Vivek Kane, also known by his pen name Sahaj, is a Gujarati poet, writer and translator from Gujarat, India. His notable works include Anubhuti (2004) and Kathpootali (The puppet; 2010). He was awarded the prestigious Shayda Award (for 1999), in January 2000, at Bharatiya Vidyabhavan, Mumbai, for his contribution in Gujarati poetry. He is also the recipient of Bharatratna Dr P V Kane Award (2011) and Mareez Award for poetry (2012). Kane has authored a book on Leadership titled ESOL - Effective Success-Oriented Leadership.

A Mechanical Engineer by education, Kane also holds a Master's in Finance. He has held top leadership positions with many international organizations. As the CEO of KANE Consult, he has been coaching and mentoring many CEOs and Business Leaders on Strategic Management and Leadership.

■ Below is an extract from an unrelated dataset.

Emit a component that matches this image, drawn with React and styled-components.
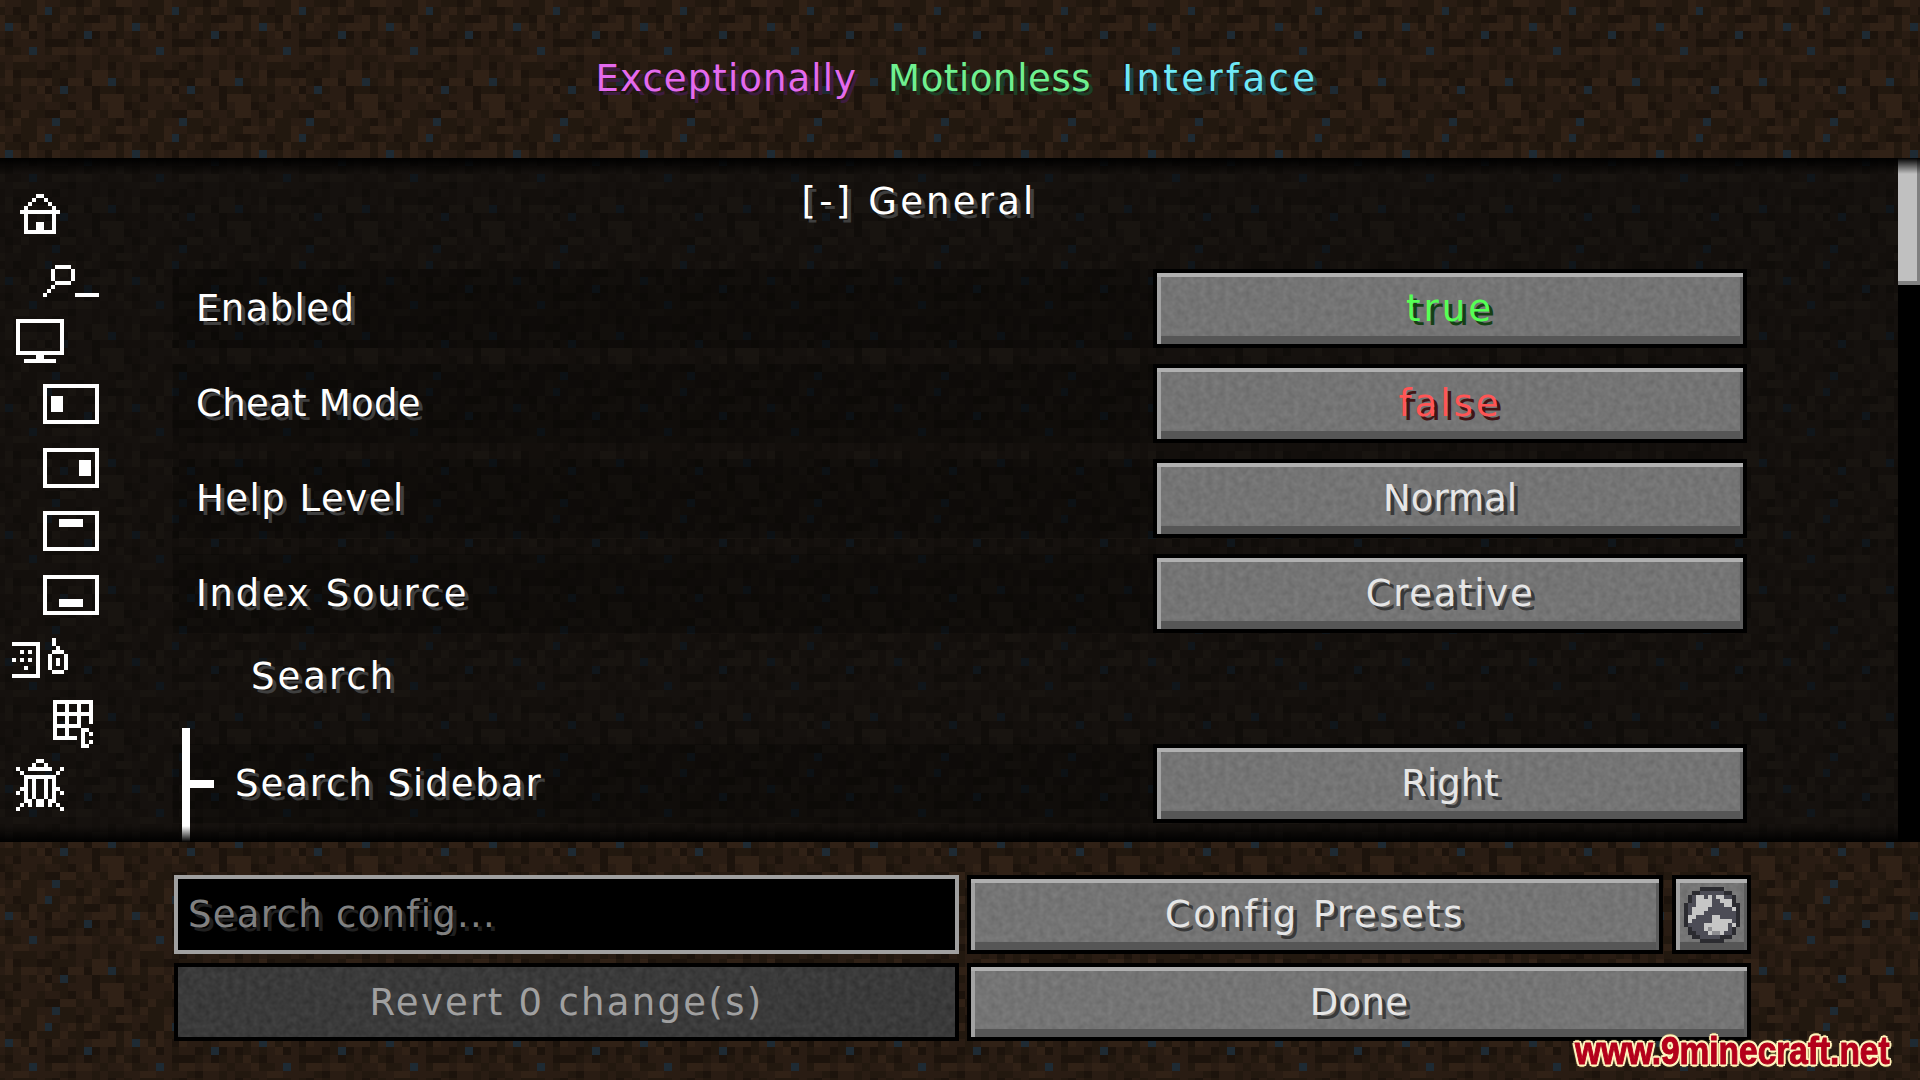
import React from 'react';
import styled, { createGlobalStyle } from 'styled-components';

// dirt texture, read off the reference: 16x16 cells, 0 = darkest, b = blue speck
const DIRT = [
  '102131122b112122',
  '1332211322110131',
  '00120113b1231321',
  '3131103111311002',
  '313b313203221233',
  '0121230212201b02',
  '1310222200012012',
  '223112b213323321',
  '1122332222102212',
  '0212111210212212',
  '1213011001112133',
  'b123133231033033',
  '1011121302b12201',
  '3312022231122203',
  '3301222122102302',
  '3320131100331221',
];

const tile = (palette) => {
  let rects = '';
  DIRT.forEach((row, y) => {
    row.split('').forEach((c, x) => {
      rects += `<rect x='${x}' y='${y}' width='1.02' height='1.02' fill='${palette[c]}'/>`;
    });
  });
  const svg = `<svg xmlns='http://www.w3.org/2000/svg' width='127' height='127' viewBox='0 0 16 16' shape-rendering='crispEdges'>${rects}</svg>`;
  return `url("data:image/svg+xml,${encodeURIComponent(svg)}")`;
};

const BAND_TILE = tile({ 0: '#1c130c', 1: '#22180f', 2: '#291c13', 3: '#302116', b: '#1e2a33' });
const LIST_TILE = tile({ 0: '#100d0a', 1: '#130f0c', 2: '#15110e', 3: '#181410', b: '#10161b' });

const noiseSvg = `<svg xmlns='http://www.w3.org/2000/svg' width='300' height='160'><filter id='n' color-interpolation-filters='sRGB'><feTurbulence type='fractalNoise' baseFrequency='.16' numOctaves='2' seed='4'/><feColorMatrix values='0 0 0 1 -.1 0 0 0 1 -.1 0 0 0 1 -.1 0 0 0 0 .1'/></filter><rect width='100%' height='100%' filter='url(#n)'/></svg>`;
const STONE_NOISE = `url("data:image/svg+xml,${encodeURIComponent(noiseSvg)}")`;

const GlobalStyle = createGlobalStyle`
  html, body {
    margin: 0;
    padding: 0;
    background: #000;
  }
  * {
    box-sizing: border-box;
  }
`;

const Screen = styled.div`
  position: relative;
  display: flex;
  flex-direction: column;
  width: 1920px;
  height: 1080px;
  overflow: hidden;
  font-family: 'DejaVu Sans', sans-serif;
  font-size: 37px;
  letter-spacing: 3px;
  color: #fff;
`;

const Header = styled.header`
  display: flex;
  justify-content: center;
  align-items: center;
  gap: 31px;
  height: 158px;
  padding: 0 6px 2px 0;
  background: ${BAND_TILE} 108px 118px / 127px 127px fixed;
`;

const TitleWord = styled.span`
  color: ${(p) => p.$color};
  text-shadow: 4px 4px 0 ${(p) => p.$shadow};
  letter-spacing: ${(p) => p.$spacing}px;
`;

const Body = styled.div`
  position: relative;
  display: flex;
  height: 684px;
  overflow: hidden;
  background: ${LIST_TILE} 108px 118px / 127px 127px fixed;

  &::before,
  &::after {
    content: '';
    position: absolute;
    left: 0;
    right: 0;
    z-index: 2;
    height: 16px;
    pointer-events: none;
  }
  &::before {
    top: 0;
    background: linear-gradient(#000, transparent);
  }
  &::after {
    bottom: 0;
    background: linear-gradient(transparent, #000);
  }
`;

const Sidebar = styled.nav`
  flex: 0 0 173px;
  padding: 24px 0 0 8px;
`;

const IconCell = styled.div`
  display: flex;
  justify-content: center;
  align-items: center;
  width: 64px;
  height: 63.5px;
  margin-left: ${(p) => (p.$indent ? 31 : 0)}px;
`;

const ConfigList = styled.main`
  flex: 1;
  min-width: 0;
`;

const GroupTitle = styled.div`
  display: flex;
  justify-content: center;
  align-items: center;
  width: 1492px;
  height: 86px;
  margin-bottom: 25px;
  text-shadow: 4px 4px 0 #3f3f3f;
  letter-spacing: 3.2px;
`;

const Row = styled.div`
  display: flex;
  height: 79px;
  margin-bottom: 16px;
`;

const LabelCell = styled.div`
  display: flex;
  flex: 0 0 980px;
  align-items: center;
  padding-left: ${(p) => (p.$nested ? 0 : 23)}px;
  background: rgba(0, 0, 0, 0.22);
  letter-spacing: ${(p) => p.$spacing}px;
  text-shadow: 4px 4px 0 #3f3f3f;
`;

const SubHeading = styled.div`
  display: flex;
  align-items: center;
  height: 54px;
  margin-bottom: 41px;
  padding-left: 78px;
  text-shadow: 4px 4px 0 #3f3f3f;
`;

const TreeGuide = styled.span`
  position: relative;
  align-self: flex-start;
  flex: none;
  width: 8px;
  height: 130px;
  margin: -16px 0 0 9px;
  background: #fff;

  &::after {
    content: '';
    position: absolute;
    top: 52px;
    left: 8px;
    width: 24px;
    height: 8px;
    background: #fff;
  }
`;

const NestedLabel = styled.span`
  margin-left: 45px;
`;

const McButton = styled.button`
  display: flex;
  justify-content: center;
  align-items: center;
  flex: ${(p) => (p.$grow ? 1 : 'none')};
  width: ${(p) => (p.$width ? `${p.$width}px` : 'auto')};
  padding: 0;
  border: 4px solid #000;
  font: inherit;
  letter-spacing: ${(p) => p.$spacing ?? 3}px;
  color: ${(p) => p.$color || '#e6e6e6'};
  text-shadow: 4px 4px 0 ${(p) => p.$shadow || '#393939'};
  background: ${STONE_NOISE}, #767676;
  box-shadow:
    inset 0 4px 0 #b0b0b0,
    inset 4px 0 0 #a2a2a2,
    inset -3px 0 0 #5c5c5c,
    inset 0 -8px 0 #565656;
`;

const DisabledButton = styled.button`
  display: flex;
  justify-content: center;
  align-items: center;
  padding: 0;
  border: 4px solid #000;
  font: inherit;
  letter-spacing: 2.3px;
  color: #a0a0a0;
  background: ${STONE_NOISE}, #363636;
`;

const Scrollbar = styled.div`
  flex: 0 0 22px;
  background: #000;
`;

const ScrollThumb = styled.div`
  height: 127px;
  background: #c0c0c0;
  box-shadow:
    inset -3px 0 0 #808080,
    inset 0 -4px 0 #808080;
`;

const Footer = styled.footer`
  display: grid;
  grid-template-columns: 785px 784px;
  grid-template-rows: 79px 78px;
  gap: 9px 8px;
  flex: 1;
  padding: 33px 0 0 174px;
  background: ${BAND_TILE} 108px 118px / 127px 127px fixed;
`;

const SearchInput = styled.input`
  width: 100%;
  padding: 0 0 0 10px;
  border: 4px solid #a0a0a0;
  outline: none;
  border-radius: 0;
  font: inherit;
  letter-spacing: 1.3px;
  color: #e0e0e0;
  background: #000;

  &::placeholder {
    color: #808080;
    opacity: 1;
    text-shadow: 4px 4px 0 #202020;
  }
`;

const FooterActions = styled.div`
  display: flex;
  gap: 9px;
`;

const Watermark = styled.div`
  position: absolute;
  right: 30px;
  bottom: 7px;
  z-index: 3;
  font-family: 'Liberation Sans', sans-serif;
  font-size: 38px;
  font-weight: 700;
  letter-spacing: 0;
  transform: scaleX(0.88);
  transform-origin: right center;
  color: #b3001b;
  -webkit-text-stroke: 1px #b3001b;
  text-shadow:
    2px 0 0 #fff3c0, -2px 0 0 #fff3c0, 0 2px 0 #fff3c0, 0 -2px 0 #fff3c0,
    2px 2px 0 #fff3c0, -2px 2px 0 #fff3c0, 2px -2px 0 #fff3c0, -2px -2px 0 #fff3c0,
    3px 0 1px #e8d890, -3px 0 1px #e8d890, 0 3px 1px #e8d890, 0 -3px 1px #e8d890;
`;

// draws rows of characters as 4px screen pixels, one path per colour
const PixelIcon = ({ rows, colors = { '#': '#fff' } }) => {
  const paths = {};
  rows.forEach((row, y) => {
    row.split('').forEach((c, x) => {
      if (colors[c]) paths[c] = `${paths[c] || ''}M${x} ${y}h1v1h-1z`;
    });
  });
  const w = rows[0].length;
  const h = rows.length;
  return (
    <svg width={w * 4} height={h * 4} viewBox={`0 0 ${w} ${h}`} shapeRendering="crispEdges">
      {Object.keys(paths).map((c) => <path key={c} d={paths[c]} fill={colors[c]} />)}
    </svg>
  );
};

const frame = (from, to, rowFrom, rowTo) => {
  const rows = [];
  for (let y = 0; y < 10; y++) {
    let r = '';
    for (let x = 0; x < 14; x++) {
      const edge = x === 0 || x === 13 || y === 0 || y === 9;
      const fill = x >= from && x <= to && y >= rowFrom && y <= rowTo;
      r += edge || fill ? '#' : '.';
    }
    rows.push(r);
  }
  return rows;
};

const ICONS = [
  { rows: ['....##....', '...#..#...', '..#....#..', '.#......#.', '##########', '.#......#.', '.#......#.', '.#..##..#.', '.#..##..#.', '.########.'] },
  { indent: true, rows: ['..............', '..............', '...####.......', '..#....#......', '..#....#......', '..#....#......', '...####.......', '..#...........', '.#............', '#.......######'] },
  { rows: ['############', '#..........#', '#..........#', '#..........#', '#..........#', '#..........#', '#..........#', '#..........#', '############', '.....##.....', '..########..'] },
  { indent: true, rows: frame(2, 4, 3, 6) },
  { indent: true, rows: frame(9, 11, 3, 6) },
  { indent: true, rows: frame(4, 9, 2, 3) },
  { indent: true, rows: frame(4, 9, 6, 7) },
  { rows: ['..........#...', '#######...#...', '......#....#..', '..#.#.#...###.', '......#..#...#', '#.#.#.#..#.#.#', '......#..#.#.#', '...#..#..#...#', '......#...###.', '#######.......'] },
  { indent: true, rows: ['...........', '.##########', '.#..#..#..#', '.#..#..#..#', '.##########', '.#..#..#..#', '.#..#..#..#', '.#######...', '.#..#...##.', '.#..#...#.#', '.######.#..', '........#.#', '........##.'] },
  { rows: ['.....##.....', '....#..#....', '#..######..#', '.#........#.', '..########..', '..#.#..#.#..', '..#.#..#.#..', '.##.#..#.##.', '#.#.#..#.#.#', '..#.#..#.#..', '..##.##.##..', '.#.#.##.#.#.', '#..........#'] },
];

const GLOBE = [
  '....kkkkkk....',
  '..kkddddddkk..',
  '.kdlldldllddk.',
  '.kdllllddlllk.',
  'kddlllldddllkk',
  'kdllllddddddlk',
  'kdlllddddddddk',
  'kllddddllddddk',
  'kldddddllllldk',
  'kddddlllllldlk',
  '.kdddlmlllldk.',
  '.kkdddlmmlddk.',
  '..kkdddddkkk..',
  '....kkkkkk....',
];

export default function App() {
  return (
    <Screen>
      <GlobalStyle />
      <Header>
        <TitleWord $color="#e46aee" $shadow="#3d1c40" $spacing={1.1}>Exceptionally</TitleWord>
        <TitleWord $color="#6ff08f" $shadow="#1d4026" $spacing={0.6}>Motionless</TitleWord>
        <TitleWord $color="#6fe8f6" $shadow="#1d3e42" $spacing={3.4}>Interface</TitleWord>
      </Header>
      <Body>
        <Sidebar>
          {ICONS.map((icon, i) => (
            <IconCell key={i} $indent={icon.indent}>
              <PixelIcon rows={icon.rows} />
            </IconCell>
          ))}
        </Sidebar>
        <ConfigList>
          <GroupTitle>[-] General</GroupTitle>
          <Row>
            <LabelCell $spacing={1.4}>Enabled</LabelCell>
            <McButton $width={594} $color="#55ff55" $shadow="#153f15">true</McButton>
          </Row>
          <Row>
            <LabelCell $spacing={0.3}>Cheat Mode</LabelCell>
            <McButton $width={594} $color="#ff5555" $shadow="#3f1515">false</McButton>
          </Row>
          <Row>
            <LabelCell $spacing={1.5}>Help Level</LabelCell>
            <McButton $width={594} $spacing={0}>Normal</McButton>
          </Row>
          <Row>
            <LabelCell $spacing={2.7}>Index Source</LabelCell>
            <McButton $width={594} $spacing={1.7}>Creative</McButton>
          </Row>
          <SubHeading>Search</SubHeading>
          <Row>
            <LabelCell $nested $spacing={1.95}>
              <TreeGuide />
              <NestedLabel>Search Sidebar</NestedLabel>
            </LabelCell>
            <McButton $width={594} $spacing={0}>Right</McButton>
          </Row>
        </ConfigList>
        <Scrollbar>
          <ScrollThumb />
        </Scrollbar>
      </Body>
      <Footer>
        <SearchInput placeholder="Search config..." readOnly />
        <FooterActions>
          <McButton $grow $spacing={2.5}>Config Presets</McButton>
          <McButton $width={79}>
            <PixelIcon rows={GLOBE} colors={{ k: '#2b2b30', d: '#4c4c56', l: '#c6c6c6', m: '#8c8c90' }} />
          </McButton>
        </FooterActions>
        <DisabledButton disabled>Revert 0 change(s)</DisabledButton>
        <McButton $spacing={0.3}>Done</McButton>
      </Footer>
      <Watermark>www.9minecraft.net</Watermark>
    </Screen>
  );
}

As a technocrat, Kane has presented papers on Renewable Energy and Nanotechnology at several international seminars, conferences, symposia and other fora the world over. He is a prominent speaker on Organizational Culture, Strategy and Leadership; and has traveled to over 50 countries in the world.

Kane is a Gujarati poet and a playwright. Kane's poetry, scholarly articles and plays are regularly published in reputed Gujarati magazines and journals. He is frequently invited to recite poetry all over the world.

Kane's creative quest in poetry, literature and music has seemingly complemented his strategic and leadership thought; and vice versa.

== Early life ==
Kane was born on 16 March 1967 in Pune, to Anil Kane and Usha Kane. He is a resident of Vadodara. After taking his primary education from IPCL school, Vadodara, he completed his Std. 12 from A.G. High School, Ahmedabad, in 1984. He received his B.E. (Mechanical) in 1988 from the Maharashtra Institute of Technology, Pune. He also holds an M.B.A. in Finance. Kane married Aparna on 27 January 1994.

== Career ==
A Mechanical Engineer by education, Kane also holds a Master's in Finance. He has held top leadership positions with many international organizations. As the CEO of KANE Consult, he has been coaching and mentoring many CEOs and Business Leaders on Strategic Management and Leadership.

Kane is a Gujarati poet and playwright. His poetry, scholarly articles, and plays are published in various Gujarati magazines and journals. A resident of Vadodara, he has given poetry reading internationally.

== Works ==
His pen name Sahaj means easy, effortless or natural in Gujarati.
He writes in both Gujarati and Urdu. He published his first collection of ghazals Kathpootali (The Puppet) in 2010, which was critically acclaimed by several Gujarati writers and poets including Khalil Dhantejvi, Bhagvatikumar Sharma, Rajesh Vyas 'Miskin', Rashid Meer and Vinod Joshi. He has translated the selected Gujarati poems into Marathi with Mangesh Padgaonkar. This work was published as Anubhuti (2004). He has also translated two one-act plays of P. L. Deshpande into Gujarati.

== Recognition ==
He was awarded the Shayda Award in 1999 for his contribution to Gujarati ghazal poetry. He is also a recipient of Bharatratna P. V. Kane Award (2011) and Mareez Award (2012).